Makes 25 rustic crackers
- 3 tbsp powder rosehip fruit leather
- 100 g oatmeal (powdered porridge oats)
- 200 g buckwheat flour
- 200 g roasted buckwheat grains
- Large pinch of sea salt
- 2 tbsp oil (vegetable, olive oil or half and half of each)
- 200-230 ml water
Preparing the rosehip fruit leather
Fruit leather can last for months, I used a dry, brittle fruit leather, cut it into small pieces and ground in a strong pestle and mortar or you can use a seed/spice grinder.
In a large mixing bowl mix all the ingredients except the water. Add the water gradually until it makes a workable dough and set aside for half an hour to allow the moisture to be absorbed.

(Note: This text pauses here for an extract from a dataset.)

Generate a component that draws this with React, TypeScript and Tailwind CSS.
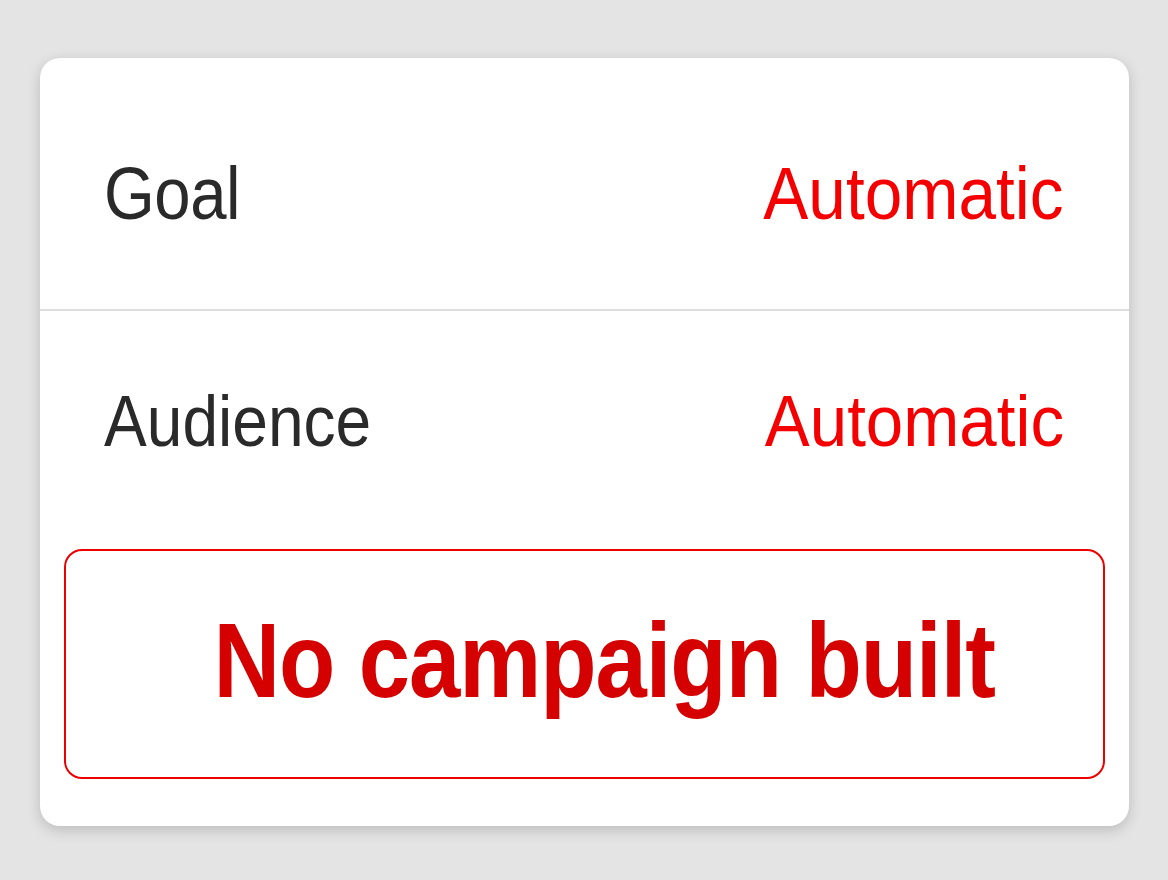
export default function App() {
  return (
    <div className="min-h-[880px] w-full bg-[#e4e4e4] pt-[58px] font-['Liberation_Sans',Arial,sans-serif]">
      <div className="mx-auto w-[1089px] h-[768px] rounded-[20px] bg-white shadow-[0_4px_14px_rgba(0,0,0,0.18)] overflow-hidden">
        {/* Goal */}
        <div className="flex h-[251px] items-center justify-between pl-[64px] pr-[65px] pt-[20px]">
          <span className="origin-left scale-x-[0.87] text-[75px] leading-none tracking-[-0.5px] text-[#2a2a2a]">
            Goal
          </span>
          <span className="origin-right scale-x-[0.9] text-[75px] leading-none text-[#f50000]">
            Automatic
          </span>
        </div>

        <div className="h-[2px] bg-[#dedede]" />

        {/* Audience */}
        <div className="flex h-[200px] items-center justify-between pl-[64px] pr-[64px] pt-[20px]">
          <span className="origin-left scale-x-[0.89] text-[72px] leading-none text-[#2a2a2a]">
            Audience
          </span>
          <span className="origin-right scale-x-[0.935] text-[72px] leading-none text-[#f50000]">
            Automatic
          </span>
        </div>

        <div className="px-[24px] pt-[38px]">
          <button className="flex h-[230px] w-full items-center justify-center rounded-[18px] border-[2.5px] border-[#ee0000] pb-[8px] pl-[40px]">
            <span className="scale-x-[0.87] whitespace-nowrap text-[106px] font-bold leading-none tracking-[-1.2px] text-[#d50000]">
              No campaign built
            </span>
          </button>
        </div>
      </div>
    </div>
  );
}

Roll the dough out between two pieces of grease-proof paper to the thickness of the buckwheat seeds. If the dough is a little sticky, you can add more oatmeal. At this stage you can decide whether to use a biscuit cutter or hand-cut the crackers to a desired shape. I find hand-cutting the dough to any shape easier.
Preheat the oven to 200°C/fan 180°C and place a clean baking sheet on a large baking tray or two. Place the cut dough shapes on the paper. Bake for 12-15 minutes or until golden and the moisture is evaporated. Turn them over halfway through to help them cook and dry out. Place on a cooling rack and when cool, store in an airtight container.
Delicious with cheese, wild spring leaves and seaweed sauerkraut from my seaweed book. Feel free to browse my other wild recipes, or I'd love to meet you on one of my foraging courses here in Cornwall.
Gathering rosehips to make your own rosehip syrup is a great way to provide a vitamin C rich drink for you and your family. You can also use dried, bought, or frozen rosehips for this recipe.
This recipe is based on a traditional rosehip drink, and was inspired by the method shared in Roger Philip's Wild Food book.
When to pick rosehips?
Rosehips are usually picked after the first frost, when their skins are softened and the flesh sweetened. They tend to be ready from September to November when the fruits have turned from orange to red. Once the colour is ripe you can also pick and freeze the fruits.
Which rosehips are edible?
All rosehips (the fruits of the rose) are edible, but not all are tasty. I find the best rosehips to make syrup from are Dog Rose, also known as Wild Rose (Rosa canina).
Why are rosehips good for you?
Rosehips have high amounts of vitamin C - about 4x as much as blackcurrants and 20x as much as oranges - and they are local, seasonal food! Rosehips also contain good amounts of vitamin E, A and K.
Can animals eat rosehips?
My dog forages for rosehips as food, but the tiny hairs inside the fruit aren't good for human or animal digestive systems. That's why rosehip syrup is normally strained to separate the hairs and the hair coated seeds.
Rosehip Syrup Recipe
A subtly flavoured syrup which is brilliant for staving off colds. Dilute as a drink, drizzle over pancakes, apple crumble or ice cream or use in cocktails.
This recipe for rosehip syrup avoids boiling the fruits so as not to loose too much vitamin C. In fact, you'll only loose about 15% vitamin C and most of that is lost between mashing the fruits and plunging them into boiling water. So speed is a vitamin asset.
Makes 750 ml
- 300 g rosehips, stalks removed
- 1 litre water
- 300 g golden caster sugar
Using a small to medium saucepan, bring 500ml of water to the boil. Briefly mash the fruits and immediately plunge into the boiling water. Bring the water back to the boil, turn off the heat and leave the fruits to infuse for 15 minutes. Put both the rosehips and liquid into a jelly bag and allow the juice to drip through into a bowl. Using the same saucepan, bring the remaining 500ml of water to the boil, add the rosehip pulp, turn off the heat, cover and allow to infuse for a further 10 minutes. Strain through the jelly bag and allow all the liquid to drip through.
Wash out the saucepan and fill with the strained rosehip water. Bring to the boil and simmer for 20 minutes, or until the liquid has reduced by one third. Stir in the sugar, allow to dissolve, then simmer for 5 minutes before pouring into hot, sterilised bottles.